The DA’s secret plan to win votes in Gauteng, which is expected to be the most hotly contested province in the national general elections next year, involves a sharp focus on the pressure that the influx of “illegal” foreigners place on basic services, such as health.
City Press can reveal today that the DA’s campaign for next year’s elections will focus on “undocumented” immigrants from outside South Africa.
A DA leader said the issue of “undocumented” immigrants is going to be one of the key messages the party will sell to voters in its bid to wrestle power from the ANC.
“The issue appeals to most South Africans,” the source said. “We are going to tell South Africans that if you go to a hospital you will not find a bed because the bed has been taken up by an undocumented immigrant, one of many who are putting a strain on health resources.”
Another insider said “undocumented” immigrants posed a security threat to the country.
“We don’t have a problem with foreigners but they must be in the country legally,” the source said.
The alleged problems that have been blamed on illegal foreigners include taking jobs from South Africans and being involved in crimes, such as car hijackings, cash-in-transit heists and stock theft.
DA Gauteng leader John Moodey decried lawlessness in the province. He said the influx of foreigners had put a strain on hospitals, clinics and schools.
“We need to know how many foreigners are in the country. It is a holistic approach. You can’t run a business in South Africa and not pay taxes,” Moodey said.
“It is not about kicking out foreigners.
Unemployment is extremely high. Foreigners are perceived to be taking away jobs from South Africans,” he said.
DA leader Mmusi Maimane told City Press this week the party wanted to work with home affairs to ensure foreigners were documented.
“Johannesburg attracts more than 3 000 people every month and not all of those people are registered. We need to secure our borders to ensure immigration is properly controlled,” he said.
The party’s other plans to win votes include professionalising the police service, creating jobs, upscaling education and improving infrastructure.
Maimane said the party would present its vision about creating jobs to the people of Gauteng.
“The biggest challenge is that people don’t have work here.
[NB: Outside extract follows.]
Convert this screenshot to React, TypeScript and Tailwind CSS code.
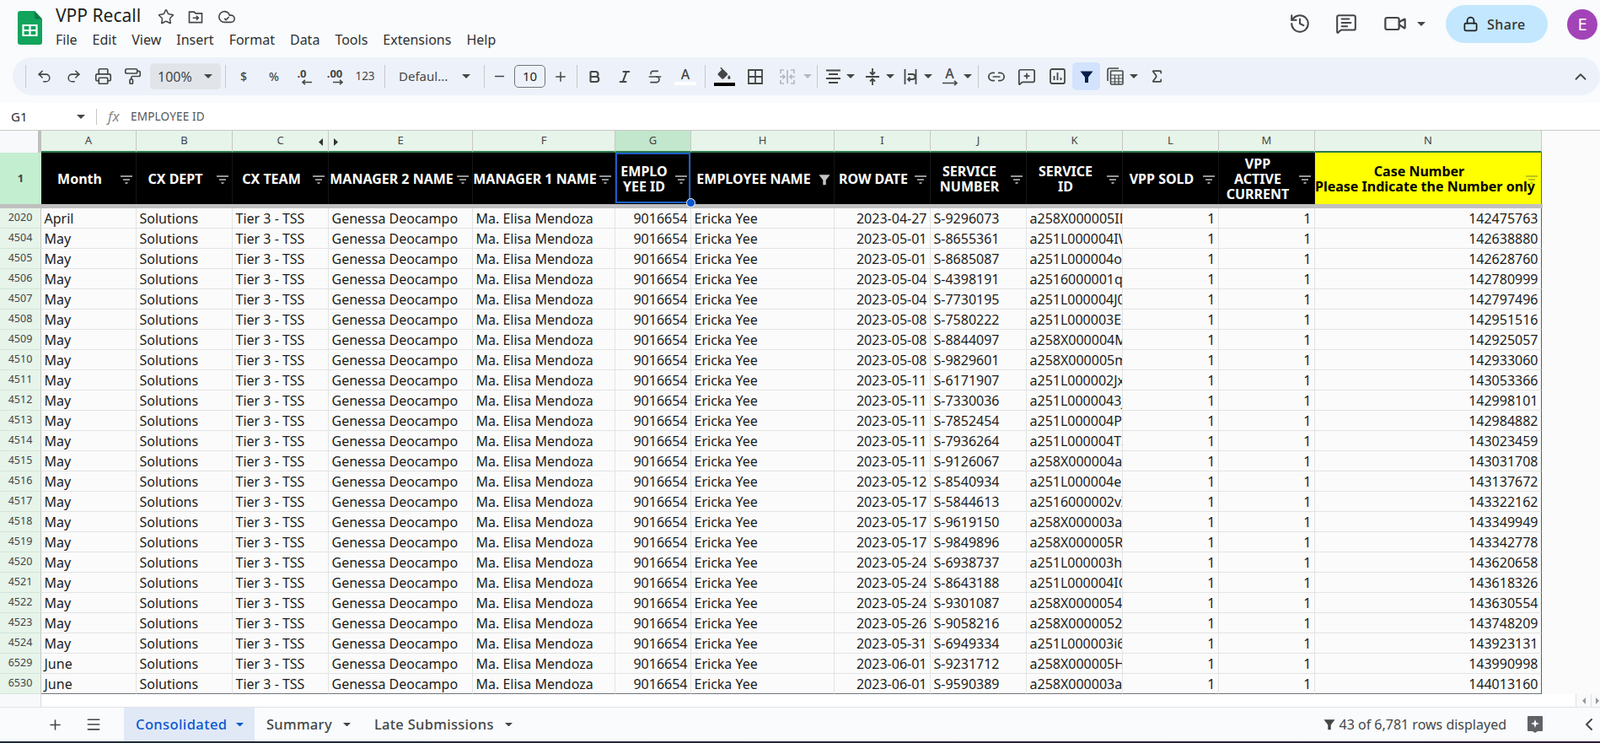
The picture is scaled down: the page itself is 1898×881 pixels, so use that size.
import React from "react";
import {
  Undo2, Redo2, Printer, PaintRoller, Bold, Italic, Strikethrough, Link2, MessageSquarePlus, Sigma,
  ChevronUp, ChevronLeft, History, MessageSquareText, Video, Lock, Star, Plus, Minus, Menu as MenuIcon,
} from "lucide-react";

const ic = "#444746";
const cols = "grid grid-cols-[49px_113px_114px_114px_171px_169px_90px_170px_114px_114px_114px_114px_114px_269px]";

const Caret = ({ color = ic, w = 10 }: { color?: string; w?: number }) => (
  <svg width={w} height={w / 2} viewBox="0 0 10 5"><path d="M0 0h10L5 5z" fill={color} /></svg>
);
const Sep = ({ ml, mr = 0 }: { ml: string; mr?: number }) => (
  <div className={`${ml} h-[27px] w-px shrink-0 bg-[#c7c7c7]`} style={{ marginRight: mr }} />
);
const Btn = ({ w, children, className = "" }: { w: string; children: React.ReactNode; className?: string }) => (
  <div className={`${w} h-[31px] shrink-0 flex items-center justify-center ${className}`}>{children}</div>
);
const Funnel = ({ s = 16, color = ic }: { s?: number; color?: string }) => (
  <svg width={s} height={s} viewBox="0 0 16 16"><path d="M0.5 1.5h15L10 8.5V15H6V8.5z" fill={color} /></svg>
);
const FilterLines = ({ color = "#c4c4c4" }: { color?: string }) => (
  <svg width="14" height="10" viewBox="0 0 14 10">
    <path d="M0 1h14M3 5h8M5.5 9h3" stroke={color} strokeWidth="1.7" fill="none" />
  </svg>
);

const rows: [string, string, string, string, string, string][] = [
  ["2020", "April", "2023-04-27", "S-9296073", "a258X000005IBCQA2", "142475763"],
  ["4504", "May", "2023-05-01", "S-8655361", "a251L000004IWSQA2", "142638880"],
  ["4505", "May", "2023-05-01", "S-8685087", "a251L000004o7IQAQ", "142628760"],
  ["4506", "May", "2023-05-04", "S-4398191", "a2516000001qXYQAY", "142780999"],
  ["4507", "May", "2023-05-04", "S-7730195", "a251L000004J0IQAU", "142797496"],
  ["4508", "May", "2023-05-08", "S-7580222", "a251L000003EgQAI", "142951516"],
  ["4509", "May", "2023-05-08", "S-8844097", "a258X000004McQAI", "142925057"],
  ["4510", "May", "2023-05-08", "S-9829601", "a258X000005mJQAQ", "142933060"],
  ["4511", "May", "2023-05-11", "S-6171907", "a251L000002JxEQAU", "143053366"],
  ["4512", "May", "2023-05-11", "S-7330036", "a251L0000043jTQAQ", "142998101"],
  ["4513", "May", "2023-05-11", "S-7852454", "a251L000004PVQAY", "142984882"],
  ["4514", "May", "2023-05-11", "S-7936264", "a251L000004T3QAI", "143023459"],
  ["4515", "May", "2023-05-11", "S-9126067", "a258X000004a7QAQ", "143031708"],
  ["4516", "May", "2023-05-12", "S-8540934", "a251L000004elEQAQ", "143137672"],
  ["4517", "May", "2023-05-17", "S-5844613", "a2516000002vXQAQ", "143322162"],
  ["4518", "May", "2023-05-17", "S-9619150", "a258X000003aMQAQ", "143349949"],
  ["4519", "May", "2023-05-17", "S-9849896", "a258X000005R6QAI", "143342778"],
  ["4520", "May", "2023-05-24", "S-6938737", "a251L000003hv1QAA", "143620658"],
  ["4521", "May", "2023-05-24", "S-8643188", "a251L000004IOSQA2", "143618326"],
  ["4522", "May", "2023-05-24", "S-9301087", "a258X00000542QAA", "143630554"],
  ["4523", "May", "2023-05-26", "S-9058216", "a258X0000052CQAQ", "143748209"],
  ["4524", "May", "2023-05-31", "S-6949334", "a251L000003i6nQAA", "143923131"],
  ["6529", "June", "2023-06-01", "S-9231712", "a258X000005HLQAY", "143990998"],
  ["6530", "June", "2023-06-01", "S-9590389", "a258X000003a5QAA", "144013160"],
];

const letters = ["A", "B", "C", "E", "F", "G", "H", "I", "J", "K", "L", "M", "N"];
const heads: { t: React.ReactNode; f?: boolean }[] = [
  { t: "Month" }, { t: "CX DEPT" }, { t: "CX TEAM" }, { t: "MANAGER 2 NAME" }, { t: "MANAGER 1 NAME" },
  { t: <>EMPLO<br />YEE ID</> }, { t: "EMPLOYEE NAME", f: true }, { t: "ROW DATE" },
  { t: <>SERVICE<br />NUMBER</> }, { t: <>SERVICE<br />ID</> }, { t: "VPP SOLD" },
  { t: <>VPP<br />ACTIVE<br />CURRENT</> },
];

const Cell = ({ children, right, last }: { children: React.ReactNode; right?: boolean; last?: boolean }) => (
  <div className={`h-[24px] leading-[24px] px-[3.5px] overflow-hidden whitespace-nowrap text-[#1c1c1c] border-b ${last ? "border-b-[#70757a]" : "border-b-[#e2e3e3]"} border-r border-r-[#e2e3e3] ${right ? "text-right" : ""}`}>
    {children}
  </div>
);

export default function App() {
  return (
    <div className="w-[1898px] h-[881px] flex flex-col overflow-hidden bg-[#f9fbfd] font-['Roboto',sans-serif] text-[#444746]">
      {/* Title bar */}
      <div className="h-[68px] shrink-0 flex">
        <div className="pl-[21px] pt-[13px] w-[66px] shrink-0">
          <svg width="29" height="40" viewBox="0 0 29 40">
            <path d="M3 0h17l9 9.5V37a3 3 0 0 1-3 3H3a3 3 0 0 1-3-3V3a3 3 0 0 1 3-3z" fill="#11a45c" />
            <path d="M20 0l9 9.5h-6.5A2.5 2.5 0 0 1 20 7z" fill="#0b7d45" />
            <path d="M6.5 17h16v12h-16z" fill="none" stroke="#fff" strokeWidth="2.2" />
            <path d="M14.5 17v12M6.5 23h16" stroke="#fff" strokeWidth="2.2" />
          </svg>
        </div>
        <div className="flex flex-col">
          <div className="flex items-center h-[36px]">
            <span className="text-[21px] leading-[36px] text-[#1f1f1f] w-[121px]">VPP Recall</span>
            <Star size={20} strokeWidth={1.8} color={ic} className="mr-[15px] mt-[4px]" />
            <svg width="20" height="20" viewBox="0 0 24 24" fill="none" stroke={ic} strokeWidth="2" className="mr-[15px] mt-[4px]">
              <path d="M3 5h7l2 2h9v13H3z" /><path d="M8 13.5h8M13 10.5l3 3-3 3" />
            </svg>
            <svg width="24" height="22" viewBox="0 0 24 24" fill="none" stroke={ic} strokeWidth="1.8" className="mt-[4px]">
              <path d="M17.5 19H9a7 7 0 1 1 6.71-9h1.79a4.5 4.5 0 1 1 0 9Z" /><path d="m9 14 2 2 4-4" />
            </svg>
          </div>
          <div className="flex gap-[18px] text-[16px] leading-[22px] text-[#303030] mt-[0px]">
            {["File", "Edit", "View", "Insert", "Format", "Data", "Tools", "Extensions", "Help"].map((m) => (
              <span key={m}>{m}</span>
            ))}
          </div>
        </div>
        <div className="ml-auto flex items-start pt-[6px] pr-[3px]">
          <History size={26} strokeWidth={1.9} color={ic} className="mt-[9px] mr-[29px]" />
          <MessageSquareText size={26} strokeWidth={1.9} color={ic} className="mt-[9px] mr-[31px]" />
          <Video size={28} strokeWidth={1.9} color={ic} className="mt-[8px] mr-[12px]" />
          <div className="mt-[20px] mr-[24px]"><Caret /></div>
          <div className="w-[121px] h-[45px] rounded-full bg-[#c2e7ff] flex items-center pl-[20px] text-[#1f1f1f]">
            <Lock size={19} strokeWidth={2.2} color="#1f1f1f" />
            <span className="ml-[10px] text-[16px] font-medium tracking-[0.4px] text-[#333]">Share</span>
          </div>
          <div className="ml-[23px] mt-[5px] w-[36px] h-[36px] rounded-full bg-[#a244b8] text-white flex items-center justify-center text-[20px]">E</div>
        </div>
      </div>

      {/* Toolbar */}
      <div className="h-[45px] shrink-0 ml-[15px] rounded-l-[23px] rounded-r-[23px] bg-[#edf2fa] flex items-center text-[#444746]">
        <Sep ml="ml-[15px]" />
        <div className="ml-[3.5px] flex">
          <Btn w="w-[35px]"><Undo2 size={19} strokeWidth={1.9} color={ic} /></Btn>
          <Btn w="w-[35px]"><Redo2 size={19} strokeWidth={1.9} color={ic} /></Btn>
          <Btn w="w-[35px]"><Printer size={21} strokeWidth={1.9} color={ic} /></Btn>
          <Btn w="w-[35px]"><PaintRoller size={21} strokeWidth={1.9} color={ic} /></Btn>
        </div>
        <div className="ml-[3.5px] w-[84px] h-[31px] rounded-[5px] bg-[#e1e5ea] flex items-center pl-[9px] pr-[10px] justify-between">
          <span className="text-[16px]">100%</span><Caret />
        </div>
        <Sep ml="ml-[5px]" />
        <div className="ml-[3px] flex text-[#444746]">
          <Btn w="w-[36px]"><span className="text-[14px] font-medium">$</span></Btn>
          <Btn w="w-[36px]"><span className="text-[14px] font-medium">%</span></Btn>
          <Btn w="w-[36px]">
            <div className="flex flex-col items-center leading-none">
              <span className="text-[13px] font-bold leading-[13px] -ml-[6px]">.0</span>
              <svg width="14" height="7" viewBox="0 0 14 7" className="ml-[6px]"><path d="M13 3.5H2M5 .8 2 3.5l3 2.7" fill="none" stroke={ic} strokeWidth="1.6" /></svg>
            </div>
          </Btn>
          <Btn w="w-[36px]">
            <div className="flex flex-col items-center leading-none">
              <span className="text-[13px] font-bold leading-[13px]">.00</span>
              <svg width="14" height="7" viewBox="0 0 14 7" className="ml-[8px]"><path d="M1 3.5h11M9 .8l3 2.7-3 2.7" fill="none" stroke={ic} strokeWidth="1.6" /></svg>
            </div>
          </Btn>
          <Btn w="w-[36px]"><span className="text-[13.5px]">123</span></Btn>
        </div>
        <Sep ml="ml-[5px]" />
        <div className="ml-[5px] w-[107px] h-[31px] flex items-center justify-between pl-[11px] pr-[11px]">
          <span className="text-[15px]">Defaul...</span><Caret />
        </div>
        <Sep ml="ml-[5px]" />
        <Btn w="w-[35px]"><Minus size={17} strokeWidth={2} color={ic} /></Btn>
        <div className="w-[37px] h-[27px] border border-[#70757a] rounded-[5px] flex items-center justify-center text-[15px] text-[#1f1f1f]">10</div>
        <Btn w="w-[35px]"><Plus size={18} strokeWidth={2} color={ic} /></Btn>
        <Sep ml="ml-[2px]" />
        <div className="ml-[2px] flex">
          <Btn w="w-[36px]"><Bold size={18} strokeWidth={2.8} color={ic} /></Btn>
          <Btn w="w-[36px]"><Italic size={18} strokeWidth={2.8} color={ic} /></Btn>
          <Btn w="w-[36px]"><Strikethrough size={20} strokeWidth={2} color={ic} /></Btn>
          <Btn w="w-[36px]">
            <div className="flex flex-col items-center">
              <span className="text-[16px] font-medium leading-[17px] text-[#444746]">A</span>
              <div className="w-[26px] h-[4px] bg-white" />
            </div>
          </Btn>
        </div>
        <Sep ml="ml-[5px]" />
        <div className="ml-[4px] flex">
          <Btn w="w-[36px]">
            <div className="flex flex-col items-center">
              <svg width="20" height="18" viewBox="0 0 24 20">
                <path d="M16.56 8.94 7.62 0 6.21 1.41l2.38 2.38-5.15 5.15c-.59.59-.59 1.54 0 2.12l5.5 5.5c.29.29.68.44 1.06.44s.77-.15 1.06-.44l5.5-5.5c.59-.58.59-1.53 0-2.12z" fill={ic} />
                <path d="M19 11.5s-2 2.17-2 3.5c0 1.1.9 2 2 2s2-.9 2-2c0-1.33-2-3.5-2-3.5z" fill={ic} />
              </svg>
              <div className="w-[25px] h-[4px] bg-black mt-[1px]" />
            </div>
          </Btn>
          <Btn w="w-[38px]">
            <svg width="18" height="18" viewBox="0 0 18 18" fill="none" stroke={ic} strokeWidth="1.8"><path d="M1 1h16v16H1zM9 1v16M1 9h16" /></svg>
          </Btn>
          <Btn w="w-[38px]">
            <svg width="20" height="20" viewBox="0 0 20 20" fill="none" stroke="#b4b8bd" strokeWidth="1.7">
              <path d="M6 2H2v4M6 18H2v-4M14 2h4v4M14 18h4v-4M1 10h6M4.5 7.5 7 10l-2.500 2.500M19 10h-6M15.500 7.500 13 10l2.500 2.500M10 2v16" strokeDasharray="none" />
            </svg>
          </Btn>
          <div className="w-[10px] flex items-center"><Caret color="#b4b8bd" /></div>
        </div>
        <Sep ml="ml-[6px]" />
        <div className="ml-[2px] flex items-center">
          <Btn w="w-[32px]">
            <svg width="19" height="18" viewBox="0 0 19 18" fill="none" stroke={ic} strokeWidth="1.8"><path d="M1 1.500h17M4 6h11M1 11h17M4 16h11" /></svg>
          </Btn>
          <Caret />
          <div className="ml-[5px]" />
          <Btn w="w-[32px]">
            <svg width="18" height="22" viewBox="0 0 18 22" fill="none" stroke={ic} strokeWidth="1.8"><path d="M1 11h16M9 1v7M6 5.500 9 8.500l3-3M9 21v-7M6 16.500l3-3 3 3" /></svg>
          </Btn>
          <Caret />
          <div className="ml-[3px]" />
          <Btn w="w-[32px]">
            <svg width="16" height="20" viewBox="0 0 16 20" fill="none" stroke={ic} strokeWidth="1.8"><path d="M1.500 1v18M14.500 1v18M5 7h5.500a2.500 2.500 0 0 1 0 6H5.500M7.500 10.500l-2.500 2.500 2.500 2.500" /></svg>
          </Btn>
          <Caret />
          <div className="ml-[4.5px]" />
          <Btn w="w-[32px]">
            <div className="flex flex-col items-center">
              <span className="text-[16px] font-medium leading-[15px]">A</span>
              <svg width="20" height="7" viewBox="0 0 20 7" fill="none" stroke={ic} strokeWidth="1.6"><path d="M1 3.500h17M15 .8l3 2.700-3 2.700" /></svg>
            </div>
          </Btn>
          <Caret />
        </div>
        <Sep ml="ml-[7px]" />
        <div className="ml-[3.5px] flex items-center">
          <Btn w="w-[36px]"><Link2 size={22} strokeWidth={1.9} color={ic} /></Btn>
          <Btn w="w-[36px]"><MessageSquarePlus size={22} strokeWidth={1.9} color={ic} /></Btn>
          <Btn w="w-[36px]">
            <svg width="19" height="19" viewBox="0 0 19 19" fill="none" stroke={ic} strokeWidth="1.8"><rect x="1" y="1" width="17" height="17" rx="2" /><path d="M5.500 14V9M9.500 14V5M13.500 14v-3" /></svg>
          </Btn>
          <div className="w-[33px] h-[33px] rounded-[5px] bg-[#d3e3fd] flex items-center justify-center"><Funnel s={16} color="#041e49" /></div>
          <Btn w="w-[35px]">
            <svg width="20" height="21" viewBox="0 0 20 21" fill="none" stroke={ic} strokeWidth="1.6"><path d="M1 16V3a2 2 0 0 1 2-2h11" /><rect x="4.500" y="4" width="14.500" height="16" rx="1" /><path d="M4.500 9H19M4.500 13h14.500M4.500 17h14.500M9.500 9v11M14 9v11" strokeWidth="1.200" /></svg>
          </Btn>
          <Caret />
          <div className="ml-[4px]" />
          <Btn w="w-[36px]"><Sigma size={19} strokeWidth={2.2} color={ic} /></Btn>
        </div>
        <div className="ml-auto mr-[12px]"><ChevronUp size={22} strokeWidth={2} color={ic} /></div>
      </div>

      {/* Formula bar */}
      <div className="mt-[9px] h-[32px] shrink-0 bg-white flex items-center">
        <span className="ml-[13px] w-[78px] text-[15px] text-[#303030]">G1</span>
        <Caret />
        <div className="ml-[13px] w-px h-[19px] bg-[#c7c7c7]" />
        <span className="ml-[13px] w-[27px] italic text-[17px] font-['Liberation_Serif',serif] text-[#888]">fx</span>
        <span className="text-[13.500px] text-[#555] tracking-[0.2px]">EMPLOYEE ID</span>
      </div>

      {/* Grid */}
      <div className="flex-1 bg-[#fbfbfb] border-t border-t-[#c7c7c7] flex flex-col font-['Liberation_Sans',Arial,sans-serif] text-[16px]">
        {/* column letters */}
        <div className={`${cols} h-[26px] shrink-0 w-[1830px]`}>
          <div className="bg-[#f8f9fa] border-r-[4px] border-r-[#c0c0c0]" />
          {letters.map((l) => (
            <div key={l} className={`relative flex items-center justify-center font-['Roboto',sans-serif] text-[13px] text-[#444] border-r border-r-[#c7c7c7] border-b-[2px] border-b-[#2b7a4b] ${l === "G" ? "bg-[#c2e7cc]" : "bg-[#e6f4ea]"}`}>
              {l}
              {l === "C" && (
                <svg width="5" height="9" viewBox="0 0 5 9" className="absolute right-[6px] top-[9px]"><path d="M5 0v9L0 4.500z" fill="#333" /></svg>
              )}
              {l === "E" && (
                <svg width="5" height="9" viewBox="0 0 5 9" className="absolute left-[6px] top-[9px]"><path d="M0 0v9l5-4.500z" fill="#333" /></svg>
              )}
            </div>
          ))}
        </div>
        {/* frozen header */}
        <div className={`${cols} h-[61px] shrink-0 w-[1830px]`}>
          <div className="bg-[#c4eed0] flex items-center justify-center font-['Roboto',sans-serif] font-bold text-[13px] text-[#444]">1</div>
          {heads.map((h, i) => (
            <div key={i} className="relative bg-black border-r border-r-[#151515] flex items-center pr-[21px] text-white font-bold leading-[18px] text-center whitespace-nowrap">
              <div className="w-full">{h.t}</div>
              <div className="absolute right-[4px] top-[25px] w-[14px] h-[14px] flex items-center justify-center">
                {h.f ? <Funnel s={14} color="#c4c4c4" /> : <FilterLines />}
              </div>
              {i === 5 && (
                <>
                  <div className="absolute left-0 top-0 right-0 bottom-[1px] border-2 border-[#1a5fc8]" />
                  <div className="absolute right-[-6px] bottom-[-4px] z-10 w-[11px] h-[11px] rounded-full bg-[#0b57d0] border border-white" />
                </>
              )}
            </div>
          ))}
          <div className="relative bg-[#ffff00] border-r border-r-[#2b7a4b] flex items-center pr-[21px] text-black font-bold leading-[18px] text-center whitespace-nowrap">
            <div className="w-full">Case Number<br />Please Indicate the Number only</div>
            <div className="absolute right-[4px] top-[25px] w-[14px] h-[14px] flex items-center justify-center"><FilterLines color="#a3b522" /></div>
          </div>
        </div>
        {/* thick separator */}
        <div className="h-[5px] shrink-0 w-[1830px] bg-[#c0c0c0]" />
        {/* data rows */}
        {rows.map((r, i) => {
          const last = i === rows.length - 1;
          return (
            <div key={r[0]} className={`${cols} h-[24px] shrink-0 w-[1830px]`}>
              <div className="bg-[#e6f4ea] border-b border-b-[#d5e5da] border-r border-r-[#c7c7c7] font-['Roboto',sans-serif] text-[12.500px] leading-[21px] text-center text-[#444]">{r[0]}</div>
              <Cell last={last}>{r[1]}</Cell>
              <Cell last={last}>Solutions</Cell>
              <Cell last={last}>Tier 3 - TSS</Cell>
              <Cell last={last}>Genessa Deocampo</Cell>
              <Cell last={last}>Ma. Elisa Mendoza</Cell>
              <Cell last={last} right>9016654</Cell>
              <Cell last={last}>Ericka Yee</Cell>
              <Cell last={last} right>{r[2]}</Cell>
              <Cell last={last}>{r[3]}</Cell>
              <Cell last={last}>{r[4]}</Cell>
              <Cell last={last} right>1</Cell>
              <Cell last={last} right>1</Cell>
              <div className={`h-[24px] leading-[24px] px-[3.5px] text-right text-[#1c1c1c] border-b ${last ? "border-b-[#70757a]" : "border-b-[#e2e3e3]"} border-r border-r-[#2b7a4b]`}>{r[5]}</div>
            </div>
          );
        })}
        {/* scrollbar strip */}
        <div className="flex-1 bg-white flex">
          <div className="w-[49px] bg-[#f8f9fa] border-r border-r-[#d9d9d9]" />
          <div className="ml-auto flex">
            <div className="w-[18px] bg-[#f8f9fa] border-l border-l-[#e0e0e0] flex items-center justify-center">
              <svg width="4" height="8" viewBox="0 0 4 8"><path d="M4 0v8L0 4z" fill="#999" /></svg>
            </div>
            <div className="w-[11px] bg-[#f8f9fa] border-l border-l-[#e0e0e0] flex items-center justify-end pr-[1px]">
              <svg width="4" height="8" viewBox="0 0 4 8"><path d="M0 0v8l4-4z" fill="#999" /></svg>
            </div>
          </div>
        </div>
      </div>

      {/* Sheet tabs */}
      <div className="h-[41px] shrink-0 border-t border-t-[#e3e3e3] flex items-center">
        <div className="ml-[56px] w-[20px]"><Plus size={19} strokeWidth={2} color={ic} /></div>
        <div className="ml-[25px]"><MenuIcon size={20} strokeWidth={1.9} color={ic} /></div>
        <div className="ml-[26px] w-[155px] h-full bg-[#e1e9f7] flex items-center pl-[14px] text-[#0b57d0]">
          <span className="text-[16.500px] font-medium tracking-[0.4px] w-[119px]">Consolidated</span>
          <Caret color="#0b57d0" w={9} />
        </div>
        <span className="ml-[14px] text-[16.500px] font-medium tracking-[0.3px] text-[#444746]">Summary</span>
        <div className="ml-[13px]"><Caret w={9} /></div>
        <span className="ml-[28px] text-[16.500px] font-medium tracking-[0.3px] text-[#444746]">Late Submissions</span>
        <div className="ml-[13px]"><Caret w={9} /></div>
        <div className="ml-auto flex items-center">
          <Funnel s={14} color={ic} />
          <span className="ml-[4px] text-[16px] text-[#444746]">43 of 6,781 rows displayed</span>
          <svg width="20" height="22" viewBox="0 0 20 22" className="ml-[24px]">
            <path d="M2 1h16a1 1 0 0 1 1 1v16a1 1 0 0 1-1 1h-5l-3 2-3-2H2a1 1 0 0 1-1-1V2a1 1 0 0 1 1-1z" fill="#5f6368" />
            <path d="M10 5l1.300 3.700L15 10l-3.700 1.300L10 15l-1.300-3.700L5 10l3.700-1.300z" fill="#fff" />
          </svg>
          <ChevronLeft size={24} strokeWidth={2} color={ic} className="ml-[42px] mr-[1px]" />
        </div>
      </div>
      <div className="h-[2px] shrink-0 bg-linear-to-r from-[#1b2a38] to-[#2c1b3a]" />
    </div>
  );
}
The other issue that is becoming problematic is that our citizens don’t feel safe,” Maimane said.
The DA, which has set its sights on winning Gauteng and Northern Cape, and retaining Western Cape, hopes to bring the ANC to below 50% in Gauteng.
It wants to be an official opposition party in North West and grow in other provinces.
The ANC received 53.59% and the DA 30.78% votes in Gauteng, the country’s economic hub, in the 2014 general election.
The DA has moved its headquarters from Cape Town to Johannesburg in what is seen by many as an indication that the party is serious about winning Gauteng.
However, there is fear that the DA’s internal battles, including the saga over Cape Town mayor Patricia de Lille, might cost the party votes in the elections.
Despite these fears, Maimane remained optimistic that the DA would perform exceptionally well in the elections.
“We are deploying our activists in every corner to talk to South Africans about their aspirations. The ANC is struggling here in Gauteng. The ANC killed people at Life Esidimeni,” Maimane said.
The DA is targeting an extra 1.2 million votes in the national polls.
The ANC’s head of elections Fikile Mbalula described the DA running everything from Gauteng as “interesting”.